Solving $\int ^{1}_{0}{(-1)^x}dx$

Question

Does this integral actually have a value? I just wanted to check it's well-defined, since exponentiation gets complex when dealing with negative and complex numbers, as seen in post 1 and post 2.

WolframAlpha evaluates it as:

$$ \int ^{1}_{0}{(-1)^x}dx = \frac{2i}{\pi} $$

I was thinking of the steps to verify the calculation. I started with the possibilities:

$$ -1 = e^{\pm i \pi} = e^{\pm 3i \pi x} = e^{\pm 5i \pi x} = \cdots $$

Then I limited to the principal value $-1 = e^{i \pi}$.

Considering $x >0$, we have:

$$ (-1)^x = e^{i \pi x} $$

From here, we can evaluate the integral of $e^u$ for $u=i \pi x$, and we get the same answer of $2i/\pi$ as WolframAlpha.

Are there any other missing assumptions or landmines to this integral being solvable?

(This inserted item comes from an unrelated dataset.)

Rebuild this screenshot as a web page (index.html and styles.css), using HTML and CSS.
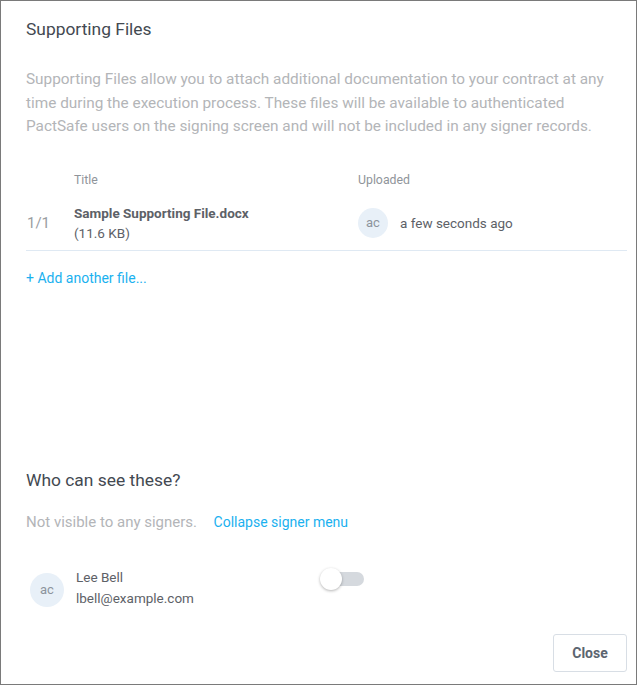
FILE: index.html
```html
<!DOCTYPE html>
<html>
<head>
<meta charset="utf-8">
<link rel="stylesheet" href="styles.css">
</head>
<body>
<div class="modal">
  <h1 class="title">Supporting Files</h1>
  <p class="desc">Supporting Files allow you to attach additional documentation to your contract at any time during the execution process. These files will be available to authenticated PactSafe users on the signing screen and will not be included in any signer records.</p>
  <div class="table">
    <div class="thead">
      <span class="c-idx"></span>
      <span class="c-title">Title</span>
      <span class="c-up">Uploaded</span>
    </div>
    <div class="row">
      <span class="c-idx idx">1/1</span>
      <div class="c-title file">
        <div class="fname">Sample Supporting File.docx</div>
        <div class="fsize">(11.6 KB)</div>
      </div>
      <div class="c-up uploaded">
        <span class="avatar sm">ac</span>
        <span class="when">a few seconds ago</span>
      </div>
    </div>
  </div>
  <a class="link add">+ Add another file...</a>
  <div class="spacer"></div>
  <h2 class="subtitle">Who can see these?</h2>
  <div class="vis">
    <span class="muted">Not visible to any signers.</span>
    <a class="link">Collapse signer menu</a>
  </div>
  <div class="signer">
    <span class="avatar lg">ac</span>
    <div class="sinfo">
      <div>Lee Bell</div>
      <div>lbell@example.com</div>
    </div>
    <span class="toggle"><span class="knob"></span></span>
  </div>
  <div class="footer">
    <button class="btn">Close</button>
  </div>
</div>
</body>
</html>
```
FILE: styles.css
```css
* { box-sizing: border-box; }
html, body { margin: 0; padding: 0; background: #fff; }
body { font-family: Roboto, "Noto Sans", sans-serif; }
.modal {
  width: 637px;
  height: 685px;
  border: 1px solid #7a7a7a;
  padding: 0 9px 0 25px;
  display: flex;
  flex-direction: column;
}
.title {
  margin: 16px 0 0;
  font-size: 17.4px;
  font-weight: 400;
  color: #434951;
  line-height: 24px;
}
.desc {
  margin: 27px 0 0;
  font-size: 15.35px;
  line-height: 23.5px;
  color: #b3b5b8;
  padding-right: 2px;
}
.table { margin-top: 32px; }
.thead, .row { display: flex; align-items: center; }
.thead {
  font-size: 12.3px;
  color: #8f949a;
  height: 18px;
  line-height: 18px;
}
.c-idx { width: 48px; flex: none; }
.c-title { width: 284px; flex: none; }
.c-up { flex: 1; }
.row {
  margin-top: 15px;
  height: 47px;
  border-bottom: 1px solid #dfe9f3;
  align-items: flex-start;
}
.idx {
  font-size: 15px;
  color: #9a9da1;
  padding-top: 10px;
  padding-left: 1px;
}
.fname {
  font-size: 13.5px;
  font-weight: 700;
  color: #5d6167;
  line-height: 18px;
}
.fsize {
  font-size: 13.5px;
  color: #5d6167;
  line-height: 22px;
}
.uploaded { display: flex; align-items: center; gap: 12px; padding-top: 4px; }
.avatar {
  display: inline-flex;
  align-items: center;
  justify-content: center;
  border-radius: 50%;
  background: #e8f0f8;
  color: #8d949c;
  flex: none;
}
.avatar.sm { width: 30px; height: 30px; font-size: 13px; }
.avatar.lg { width: 34px; height: 34px; font-size: 13px; margin-top: 6px; }
.when { font-size: 13.5px; color: #5d6167; }
.link {
  color: #1ab1ef;
  font-size: 14px;
  text-decoration: none;
  cursor: pointer;
}
.add { display: block; margin-top: 17px; line-height: 20px; }
.spacer { height: 180px; flex: none; }
.subtitle {
  margin: 0;
  font-size: 17.4px;
  font-weight: 400;
  color: #434951;
  line-height: 24px;
}
.vis { margin-top: 20px; font-size: 14px; line-height: 20px; }
.muted { color: #b3b5b8; margin-right: 13px; font-size: 15px; }
.signer {
  margin-top: 35px;
  display: flex;
  align-items: flex-start;
  padding-left: 4px;
}
.sinfo {
  margin-left: 12px;
  font-size: 13.5px;
  color: #5d6167;
  line-height: 21px;
  width: 244px;
}
.toggle {
  position: relative;
  width: 37px;
  height: 14px;
  border-radius: 7px;
  background: #d5d9de;
  margin-left: 7px;
  margin-top: 5px;
}
.knob {
  position: absolute;
  left: -7px;
  top: -4px;
  width: 22px;
  height: 22px;
  border-radius: 50%;
  background: #fff;
  box-shadow: 0 1px 3px rgba(0,0,0,0.3);
}
.footer {
  margin-top: auto;
  display: flex;
  justify-content: flex-end;
  padding-bottom: 12px;
}
.btn {
  width: 74px;
  height: 38px;
  border: 1px solid #d8dee5;
  border-radius: 3px;
  background: #fff;
  font-family: Roboto, sans-serif;
  font-size: 14px;
  font-weight: 700;
  color: #5c6570;
}
```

Or is WolframAlpha's evaluation more or less correct? (If one takes the principal value of $-1 = e^{i\pi}$.)

Answer 1

$(-1)^{x}$ is a multi-valued function. Note that we not only have $e^{i\pi}=1$ we also have $e^{2n\pi i+i\pi}=1$. The answer given is correct if we use the so called principal value of $\log (-1)$ (which is $i\pi$). If we use other values of $\log (-1)$ and define $(-1)^{x}$ as $e^{x\log(-1)}$, we get different answers.

Answer 2

You will need a definition of $(-1)^x$. Wolfram (and other CASs such as Maple) use a "principal value" method when asked to evaluate a multi-valued function. The principal value of $\log(-1)$ is $i\pi$ and principal value of $(-1)^x$ is $$ (-1)^x = e^{x\log(-1)} = e^{i\pi x} = \cos(\pi x) + i\sin(\pi x) $$ Finally, integrate to get $2i/\pi$.